Diversamente da quanto si pensa, invece, il valore matematico della prospettiva lineare non si basa sull’apparente convergenza delle parallele, ma risiede nella diminuzione delle grandezze apparenti secondo una proporzione dipendente dalla distanza d’osservazione. Per questo una rappresentazione prospettica è matematicamente corretta quando proporziona la diminuzione delle grandezze apparenti dei corpi rappresentati. La prospettiva si articola in una parte intuitiva (la convergenza delle parallele) e in una parte razionale (la diminuzione delle grandezze apparenti) e non è una legge universale, ma un codice espressivo. Come tutti i codici, è sottoposta alle leggi della storia: ogni epoca e cultura ha il suo modo di intendere e rappresentare lo spazio su una superficie piana. Culture diverse dalla nostra hanno raggiunto esiti estetici altissimi nella rappresentazione della figura o dello spazio senza fare uso della prospettiva lineare; si pensi, per esempio, all’arte bizantina o a quella giapponese.
Nel Quattrocento gli artisti furono i primi a utilizzare elementi di prospettiva lineare e aerea per rappresentare lo spazio nelle loro opere. Nello stesso secolo, Leon Battista Alberti, Piero della Francesca e Leonardo da Vinci hanno scritto trattati prospettici fondamentali per lo sviluppo della teoria prospettica.
Nel Cinquecento furono gli architetti Sebastiano Serlio e Iacopo Barozzi detto il Vignola a promuovere lo sviluppo teorico della prospettiva lineare e della pratica del disegno prospettico. Sul finire del secolo, Egnazio Danti e Daniele Barbaro, uomini di ampia cultura artistica e matematica, s’interessarono della prospettiva lineare aprendo la strada a matematici come Federico Commandino e Guidubaldo Dal Monte, che, nel Seicento, presero l’iniziativa nella ricerca teorica e trasformarono la prospettiva dei pittori e degli architetti in quella branca della geometria che oggi è nota come geometria descrittiva, facendo di un’arte una scienza.
Nel Settecento e nell’Ottocento, compiuto il suo sviluppo teorico, la prospettiva raggiunse effetti straordinari nelle opere degli artisti anche per mezzo di strumentazioni, come prospettografi e camere oscure.
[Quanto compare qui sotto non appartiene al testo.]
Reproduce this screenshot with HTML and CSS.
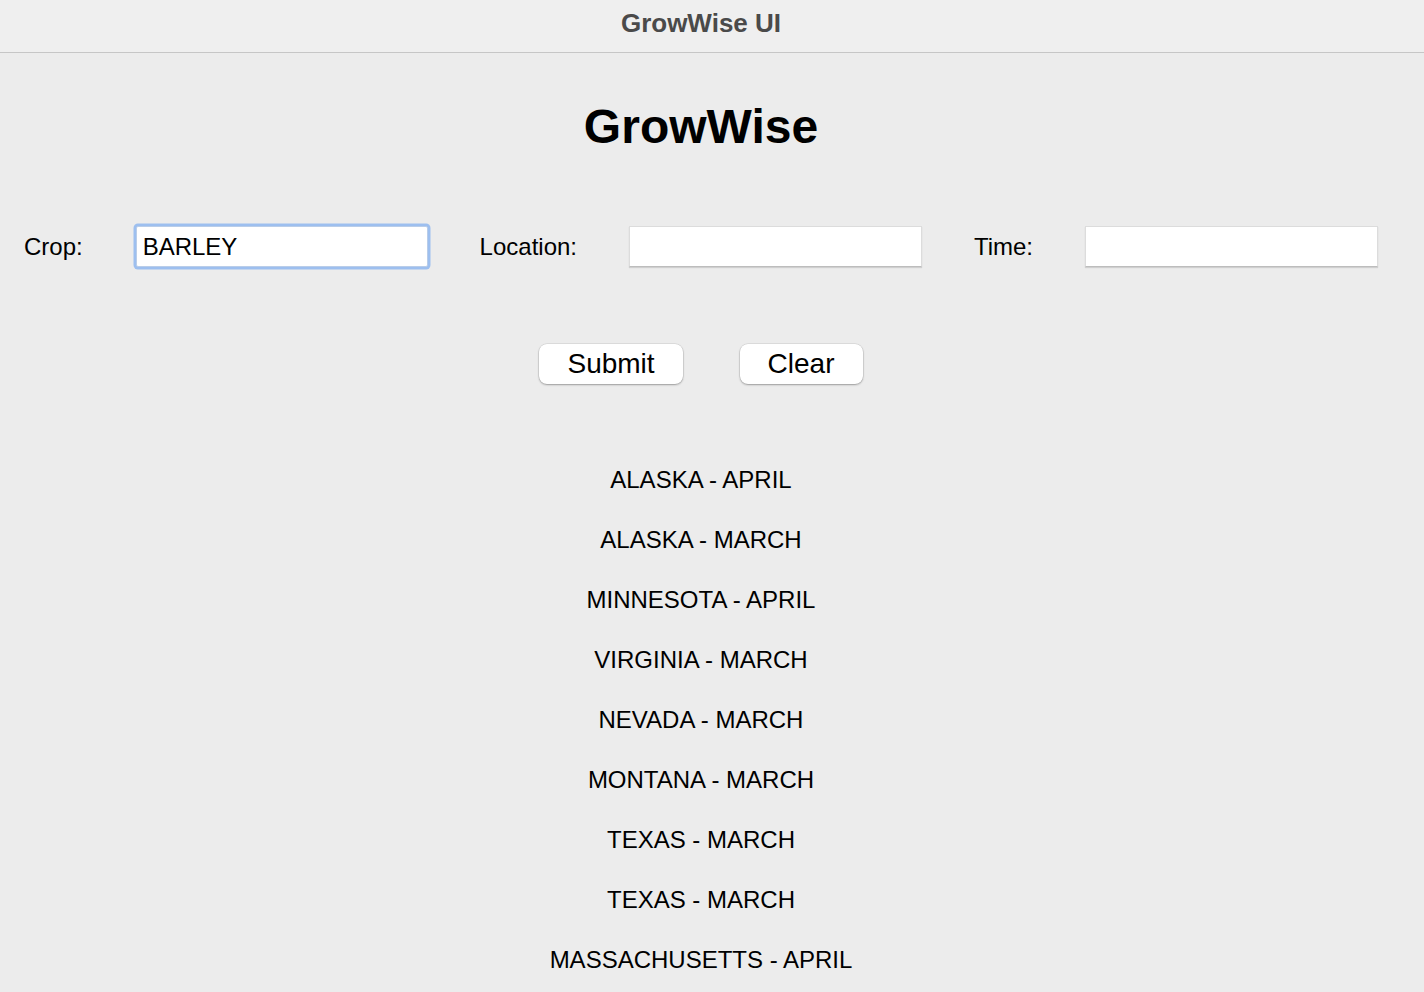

Ai primi del Novecento, con l’inizio dell’arte contemporanea, gli artisti abbandonarono gli effetti di realtà consentiti dalla prospettiva, per seguire altre finalità espressive (e proprio allora la prospettiva cominciò a essere studiata da un punto di vista storico). La prospettiva ha un ruolo nella fotografia e oggi è importante nella computer grafica.
Nel Novecento è sorto un mito dell’origine della prospettiva, secondo il quale essa sarebbe stata inventata così com’è, in un giorno preciso, da un eroe solitario: Filippo Brunelleschi, che, attorno al 1420, inventò la costruzione legittima, in altre parole il metodo prospettico matematicamente esatto. Alberti lo avrebbe poi divulgato e semplificato per i pittori. Il concetto di costruzione legittima non risale al Quattrocento e non è certo stato inventato da Brunelleschi. Il termine fu coniato nel 1882 dallo storico dell’arte Heinrich Ludwig, nel suo commento al Trattato della pittura di Leonardo. La costruzione legittima, con il libro La prospettiva come forma simbolica (1927) di Erwin Panofsky, si è poi trasformata in una verità indiscussa, ed è entrata nel senso comune per indicare la prospettiva rinascimentale.
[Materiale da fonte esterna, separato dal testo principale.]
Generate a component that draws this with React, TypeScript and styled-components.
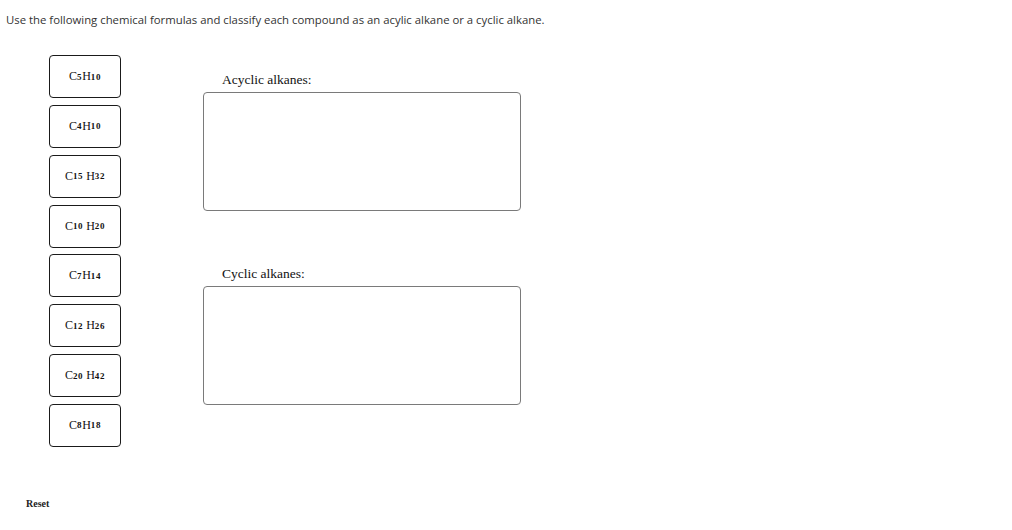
import React from "react";
import styled, { createGlobalStyle } from "styled-components";

const Global = createGlobalStyle`
  html, body { margin: 0; padding: 0; background: #fff; }
  body { font-family: "Liberation Sans", Arial, sans-serif; }
`;

const Page = styled.div`
  width: 1012px;
  height: 530px;
  box-sizing: border-box;
  padding: 13px 0 0 6px;
  display: flex;
  flex-direction: column;
`;

const Prompt = styled.p`
  margin: 0;
  font-family: "Open Sans", "Liberation Sans", sans-serif;
  font-size: 11.35px;
  line-height: 14px;
  color: #333;
`;

const Workspace = styled.div`
  display: flex;
  margin-top: 28px;
  margin-left: 43px;
  gap: 82px;
`;

const TileColumn = styled.div`
  display: flex;
  flex-direction: column;
  gap: 6.85px;
`;

const Tile = styled.div`
  width: 72px;
  height: 43px;
  box-sizing: border-box;
  border: 1.3px solid #1a1a1a;
  border-radius: 4px;
  display: flex;
  align-items: center;
  justify-content: center;
  font-family: "Liberation Serif", "DejaVu Serif", serif;
  font-size: 12px;
  color: #111;
  background: #fff;
`;

const Sub = styled.span<{ $gap?: boolean }>`
  font-size: 9px;
  font-weight: 600;
  letter-spacing: 0.6px;
  margin-right: ${(p) => (p.$gap ? "3px" : "0")};
`;

const ZoneColumn = styled.div`
  display: flex;
  flex-direction: column;
  padding-top: 17px;
  gap: 55px;
`;

const Zone = styled.div`
  display: flex;
  flex-direction: column;
  gap: 4px;
`;

const ZoneLabel = styled.div`
  padding-left: 19px;
  font-family: "Liberation Serif", "DejaVu Serif", serif;
  font-size: 13.5px;
  line-height: 16px;
  color: #111;
`;

const DropBox = styled.div`
  width: 318px;
  height: 119px;
  box-sizing: border-box;
  border: 1px solid #7a7a7a;
  border-radius: 4px;
  background: #fff;
`;

const Reset = styled.button`
  align-self: flex-start;
  margin: 51px 0 0 20px;
  padding: 0;
  border: none;
  background: none;
  font-family: "Liberation Serif", serif;
  font-weight: bold;
  font-size: 10px;
  color: #222;
  cursor: pointer;
`;

type F = { c: string; h: string; gap?: boolean };
const formulas: F[] = [
  { c: "5", h: "10" },
  { c: "4", h: "10" },
  { c: "15", h: "32", gap: true },
  { c: "10", h: "20", gap: true },
  { c: "7", h: "14" },
  { c: "12", h: "26", gap: true },
  { c: "20", h: "42", gap: true },
  { c: "8", h: "18" },
];

export default function App() {
  return (
    <>
      <Global />
      <Page>
        <Prompt>
          Use the following chemical formulas and classify each compound as an acylic alkane or a cyclic alkane.
        </Prompt>
        <Workspace>
          <TileColumn>
            {formulas.map((f, i) => (
              <Tile key={i}>
                C<Sub $gap={f.gap}>{f.c}</Sub>H<Sub>{f.h}</Sub>
              </Tile>
            ))}
          </TileColumn>
          <ZoneColumn>
            <Zone>
              <ZoneLabel>Acyclic alkanes:</ZoneLabel>
              <DropBox />
            </Zone>
            <Zone>
              <ZoneLabel>Cyclic alkanes:</ZoneLabel>
              <DropBox />
            </Zone>
          </ZoneColumn>
        </Workspace>
        <Reset>Reset</Reset>
      </Page>
    </>
  );
}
La prospettiva non è l’invenzione di un giorno, ma il risultato di un processo durato oltre due secoli, al quale hanno contribuito filosofi, artisti e scienziati.
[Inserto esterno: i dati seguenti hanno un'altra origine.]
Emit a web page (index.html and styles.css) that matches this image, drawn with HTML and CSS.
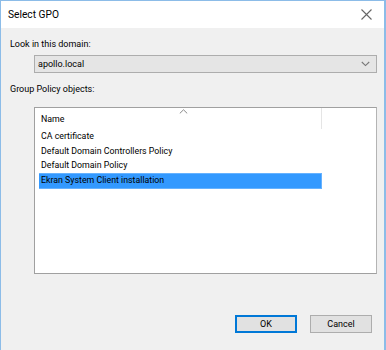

Alberti nel De pictura illustrò il suo innovativo concetto di prospettiva paragonando il quadro da dipingere a «una finestra aperta per donde io miri quello che quivi sarà dipinto». Sulla superficie del quadro/finestra le forme delle cose vedute si devono rappresentare come se fossero di vetro.
Il vetro e il ‘quadro/finestra’ corrispondono alle due principali tipologie di prospettografo. Nel primo si disegna la cosa veduta direttamente su un supporto trasparente. Nel secondo si osserva un oggetto attraverso un reticolo di quadrati regolari e lo si disegna su un foglio quadrettato alla stessa maniera. Alberti ha rivendicato a sé l’invenzione di quest’ultimo strumento, molto usato nelle accademie d’arte fino al 19° secolo.
Leonardo, Albrecht Dürer, Iacopo Barozzi e Ludovico Cardi detto il Cigoli hanno inventato prospettografi sempre più precisi. Daniele Barbaro ne ha descritto uno che fa uso della prospettiva aerea: una camera oscura con lente.
Se in un ambiente buio si lascia entrare la luce da uno spiraglio raccogliendone il fascio luminoso su un foglio bianco, si vedranno proiettate immagini a rovescio delle cose poste davanti allo spiraglio. Con una lente biconvessa si può raddrizzare l’immagine e correggere la messa a fuoco.
Le vedute di Venezia del Canaletto sono forse l’esempio più noto e affascinante di pittura realizzata con l’ausilio della camera oscura.
La macchina fotografica discende dalla camera oscura. Solo il modo di registrare l’immagine cambia: un modo automatico nel primo caso, manuale nel secondo.